For example, a creator may upload a video about YouTube growth, content creation or becoming a creator without ever naturally saying those phrases inside the video itself.
If YouTube is analysing transcripts and spoken context, this could reduce topical clarity and make videos harder for the platform to categorise accurately.
The Importance Of Semantic Clarity On YouTube
Modern algorithms do not simply scan isolated keywords. They analyse contextual relationships and semantic patterns.
This means YouTube likely understands repeated themes, conversational topics, audience intent, creator subject matter and contextual consistency.
A creator who clearly communicates their subject early in a video may provide stronger signals than a creator who rambles without defining the topic.
Weak Topic Introduction
“Hey guys, welcome back to another video…”
Strong Topic Introduction
“This video explains how YouTube transcripts and spoken language may influence the YouTube algorithm and video discovery.”
The second example immediately provides contextual clarity, topic definition, semantic structure and audience relevance. This helps both viewers and algorithms understand the content faster.

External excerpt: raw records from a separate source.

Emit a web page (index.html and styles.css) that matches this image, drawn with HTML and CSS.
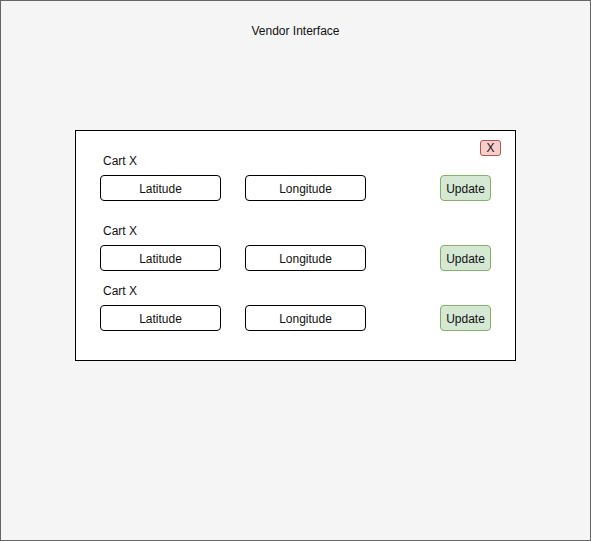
FILE: index.html
```html
<!DOCTYPE html>
<html lang="en">
<head>
<meta charset="utf-8">
<title>Vendor Interface</title>
<link rel="stylesheet" href="styles.css">
</head>
<body>
<main class="page">
  <h1 class="title">Vendor Interface</h1>
  <section class="panel">
    <button class="close" type="button" aria-label="Close">X</button>
    <form class="cart cart-spaced">
      <h2 class="cart-name">Cart X</h2>
      <div class="row">
        <input class="field" type="text" placeholder="Latitude" aria-label="Latitude">
        <input class="field" type="text" placeholder="Longitude" aria-label="Longitude">
        <button class="update" type="button">Update</button>
      </div>
    </form>
    <form class="cart">
      <h2 class="cart-name">Cart X</h2>
      <div class="row">
        <input class="field" type="text" placeholder="Latitude" aria-label="Latitude">
        <input class="field" type="text" placeholder="Longitude" aria-label="Longitude">
        <button class="update" type="button">Update</button>
      </div>
    </form>
    <form class="cart">
      <h2 class="cart-name">Cart X</h2>
      <div class="row">
        <input class="field" type="text" placeholder="Latitude" aria-label="Latitude">
        <input class="field" type="text" placeholder="Longitude" aria-label="Longitude">
        <button class="update" type="button">Update</button>
      </div>
    </form>
  </section>
</main>
</body>
</html>
```
FILE: styles.css
```css
* {
  box-sizing: border-box;
}

body {
  margin: 0;
  font: 12px/14px "Liberation Sans", Arial, sans-serif;
  color: #111;
}

button,
input {
  margin: 0;
  padding: 2px 0 0;
  font: inherit;
  color: inherit;
  text-align: center;
}

.page {
  min-height: 100vh;
  padding: 23px 74px;
  border: 1px solid #666;
  background: #f5f5f5;
}

.title {
  margin: 0 0 92px;
  font-size: 12px;
  font-weight: normal;
  text-align: center;
}

.panel {
  position: relative;
  padding: 23px 24px 29px;
  border: 1px solid #000;
  background: #fff;
}

.close {
  position: absolute;
  top: 9px;
  right: 14px;
  width: 21px;
  height: 16px;
  padding: 0;
  border: 1px solid #b85450;
  border-radius: 3px;
  background: #f8cecc;
}

.cart + .cart {
  margin-top: 13px;
}

.cart-spaced + .cart {
  margin-top: 23px;
}

.cart-name {
  margin: 0 0 7px 3px;
  font-size: 12px;
  font-weight: normal;
}

.row {
  display: flex;
  gap: 24px;
}

.field {
  flex: 0 1 121px;
  min-width: 0;
  height: 26px;
  border: 1px solid #000;
  border-radius: 4px;
  background: #fff;
}

.field::placeholder {
  color: inherit;
  opacity: 1;
}

.update {
  width: 51px;
  height: 26px;
  margin-left: auto;
  border: 1px solid #82b366;
  border-radius: 4px;
  background: #d5e8d4;
}
```
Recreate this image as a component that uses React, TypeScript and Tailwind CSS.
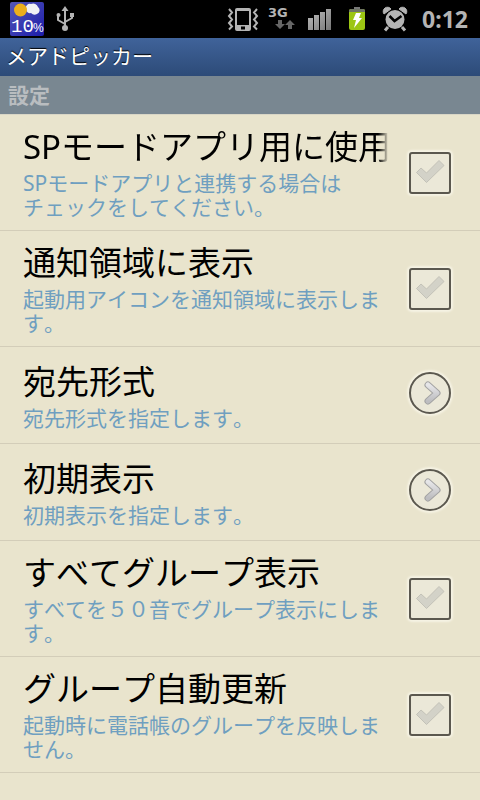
import type { ReactNode } from 'react';

type Setting = {
  id: string;
  title: string;
  summary: string;
  kind: 'check' | 'dialog';
};

const settings: Setting[] = [
  {
    id: 'spmode',
    title: 'SPモードアプリ用に使用',
    summary: 'SPモードアプリと連携する場合は\nチェックをしてください。',
    kind: 'check',
  },
  { id: 'notify', title: '通知領域に表示', summary: '起動用アイコンを通知領域に表示します。', kind: 'check' },
  { id: 'format', title: '宛先形式', summary: '宛先形式を指定します。', kind: 'dialog' },
  { id: 'initial', title: '初期表示', summary: '初期表示を指定します。', kind: 'dialog' },
  { id: 'group', title: 'すべてグループ表示', summary: 'すべてを５０音でグループ表示にします。', kind: 'check' },
  { id: 'update', title: 'グループ自動更新', summary: '起動時に電話帳のグループを反映しません。', kind: 'check' },
];

export default function App() {
  return (
    <main
      lang="ja"
      className="flex min-h-screen flex-col bg-[#e9e4cd] font-['Noto_Sans','Noto_Sans_CJK_JP',sans-serif] text-black [font-kerning:none]"
    >
      <StatusBar />
      <h1 className="h-[38px] bg-linear-to-b from-[#40639a] to-[#2d4b78] px-1.5 text-[21px] leading-9 text-white [text-shadow:0_-1px_1px_#000]">
        メアドピッカー
      </h1>
      <h2 className="h-[39px] border-b border-[#d9d6c6] bg-[#798791] px-2 text-[21px] leading-[38px] font-bold text-[#b9bdc0]">
        設定
      </h2>
      <ul>
        {settings.map((s) => (
          <li key={s.id} className="border-b border-[#d3cdb9]">
            {s.kind === 'check' ? <CheckRow setting={s} /> : <DialogRow setting={s} />}
          </li>
        ))}
      </ul>
    </main>
  );
}

const rowClass = 'flex min-h-24 w-full items-center gap-5 pr-[29px] pl-[23px] text-left';

function RowText({ setting }: { setting: Setting }) {
  return (
    <span className="block min-w-0 flex-1 pt-2 pb-[11px]">
      <span
        className={`block overflow-hidden text-[33px] leading-12 whitespace-nowrap ${
          setting.id === 'spmode' ? 'mask-r-from-97% mask-r-to-100%' : ''
        }`}
      >
        {setting.title}
      </span>
      <span className="block text-[21px] leading-6 whitespace-pre-line text-[#6f9fc0]">{setting.summary}</span>
    </span>
  );
}

function CheckRow({ setting }: { setting: Setting }) {
  return (
    <label className={rowClass}>
      <RowText setting={setting} />
      <span className="grid size-[42px] shrink-0">
        <input
          type="checkbox"
          name={setting.id}
          className="peer col-start-1 row-start-1 size-[42px] appearance-none rounded-[3px] border-2 border-[#5b584f] bg-[#ebe8d8] shadow-[0_0_2px_2px_#f6f3e4]"
        />
        <svg
          viewBox="0 0 42 42"
          className="pointer-events-none col-start-1 row-start-1 size-[42px] fill-[#d3d2c8] stroke-[#c3c2b8] peer-checked:fill-[#7fb53a]"
        >
          <path d="M7.500 20.500l4.500-4.500 5.500 5L30 8.500l5 5-17.500 17z" strokeWidth="1" strokeLinejoin="round" />
        </svg>
      </span>
    </label>
  );
}

function DialogRow({ setting }: { setting: Setting }) {
  return (
    <button type="button" className={rowClass}>
      <RowText setting={setting} />
      <span className="mb-1 size-[42px] shrink-0 rounded-full border-2 border-[#5b584f] bg-[#ebe8d8] shadow-[0_0_2px_2px_#f6f3e4]">
        <svg viewBox="0 0 38 38" className="size-full" fill="none" strokeLinecap="round" strokeLinejoin="round">
          <defs>
            <linearGradient id={`arrow-${setting.id}`} x1="0" y1="0" x2="0" y2="1">
              <stop offset="0" stopColor="#e6e6e8" />
              <stop offset="1" stopColor="#bdbdc0" />
            </linearGradient>
          </defs>
          <path d="M17 11l9 8-9 8" stroke="#a3a3a3" strokeWidth="7" />
          <path d="M17 11l9 8-9 8" stroke={`url(#arrow-${setting.id})`} strokeWidth="5" />
        </svg>
      </span>
    </button>
  );
}

function StatusBar() {
  return (
    <header className="flex h-[38px] items-center bg-black pr-3 pl-2 text-[#b4b4b4]">
      <StatusIcon label="10%">
        <defs>
          <linearGradient id="tile" x1="0" y1="0" x2="1" y2="1">
            <stop offset="0" stopColor="#5558b8" />
            <stop offset="1" stopColor="#1c1caa" />
          </linearGradient>
        </defs>
        <rect x="2" y="2" width="34" height="34" rx="2" fill="url(#tile)" />
        <path d="M18 9a4 4 0 0 1 5-5 5 5 0 0 1 7 3 4 4 0 0 1-1 7 5 5 0 0 1-6-1 4 4 0 0 1-5-4z" fill="#f0f0f4" />
        <circle cx="12.500" cy="10" r="6.500" fill="#ecae1c" />
        <text x="3" y="32" fontSize="19" fill="#fff" fontFamily="Liberation Mono">
          10
        </text>
        <text x="25" y="32" fontSize="12" fill="#fff" fontFamily="Liberation Sans">
          %
        </text>
      </StatusIcon>
      <StatusIcon label="USB">
        <g fill="none" stroke="currentColor" strokeWidth="2">
          <path d="M19 28V9M19 24l-7-4v-5M19 22l7-4v-3" />
        </g>
        <path d="M19 6l3.500 5h-7z" fill="currentColor" />
        <circle cx="19" cy="28" r="3" fill="currentColor" />
        <circle cx="12.500" cy="15" r="2" fill="currentColor" />
        <path d="M24 13h4v4h-4z" fill="currentColor" />
      </StatusIcon>
      <span className="flex-1" />
      <StatusIcon label="バイブレーション">
        <path
          fillRule="evenodd"
          d="M13 8h12a2 2 0 0 1 2 2v19a2 2 0 0 1-2 2H13a2 2 0 0 1-2-2V10a2 2 0 0 1 2-2zM13 11v14h12V11zM17 26.500v3h4v-3z"
          fill="currentColor"
        />
        <path
          d="M5 9l3 3.500-3 3.500 3 3.500-3 3.500 3 3.500-3 3M33 9l-3 3.500 3 3.500-3 3.500 3 3.500-3 3.500 3 3"
          fill="none"
          stroke="currentColor"
          strokeWidth="2"
        />
      </StatusIcon>
      <StatusIcon label="3G">
        <text x="6" y="17" fontSize="13" fontWeight="700" fill="currentColor" fontFamily="DejaVu Sans">
          3G
        </text>
        <path d="M16 20h4v4h3l-5 5-5-5h3zM26 29h4v-4h3l-5-5-5 5h3z" fill="#666" />
      </StatusIcon>
      <StatusIcon label="電波">
        <defs>
          <linearGradient id="bars" x1="0" y1="0" x2="1" y2="1">
            <stop offset="0" stopColor="#c0c0c0" />
            <stop offset="1" stopColor="#777" />
          </linearGradient>
        </defs>
        <path d="M8 18h5v12H8zM14 15h5v15h-5zM20 12h5v18h-5zM26 9h5v21h-5z" fill="url(#bars)" />
      </StatusIcon>
      <StatusIcon label="充電中">
        <path d="M16 7h6v3h-6z" fill="#777" />
        <rect x="11" y="9" width="16" height="21" rx="2" fill="#9cc613" />
        <path d="M11 11a2 2 0 0 1 2-2h12a2 2 0 0 1 2 2v1H11z" fill="#6f7565" />
        <path d="M18 13h5l-2 5h3l-8 10 2-8h-3z" fill="#fff" />
      </StatusIcon>
      <StatusIcon label="アラーム">
        <circle cx="19" cy="19.500" r="9.500" fill="currentColor" />
        <path d="M12 27l-3 3.500M26 27l3 3.500" stroke="currentColor" strokeWidth="3" />
        <path d="M8 14a4 4 0 0 1 7-5zM30 14a4 4 0 0 0-7-5z" fill="currentColor" stroke="currentColor" />
        <path d="M13.500 16l5 5 7-5" fill="none" stroke="#000" strokeWidth="2.500" />
      </StatusIcon>
      <time className="ml-2 text-[23px] leading-[38px] font-bold">0:12</time>
    </header>
  );
}

function StatusIcon({ label, children }: { label: string; children: ReactNode }) {
  return (
    <svg viewBox="0 0 38 38" role="img" aria-label={label} className="size-[38px] shrink-0">
      {children}
    </svg>
  );
}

How YouTube’s Algorithm Has Evolved
YouTube now analyses far more than simple metadata. The platform also considers watch time, viewer retention, click-through rate, engagement, audience satisfaction, session duration, behavioural patterns and semantic context.
As AI systems become more advanced, spoken communication may become increasingly valuable as a source of contextual information.
This changes the role of communication on YouTube completely. A creator’s voice is no longer just entertainment. Spoken language becomes searchable and analysable data connected to audience behaviour and platform categorisation systems.
Why Clear Communication Matters For Creators
Creators who communicate clearly often feel easier for audiences and algorithms to understand.
The clearer the communication, the clearer the subject, the clearer the audience, and the clearer the contextual signals.
This may explain why some creators develop highly targeted audiences while others struggle with inconsistent reach and unclear positioning.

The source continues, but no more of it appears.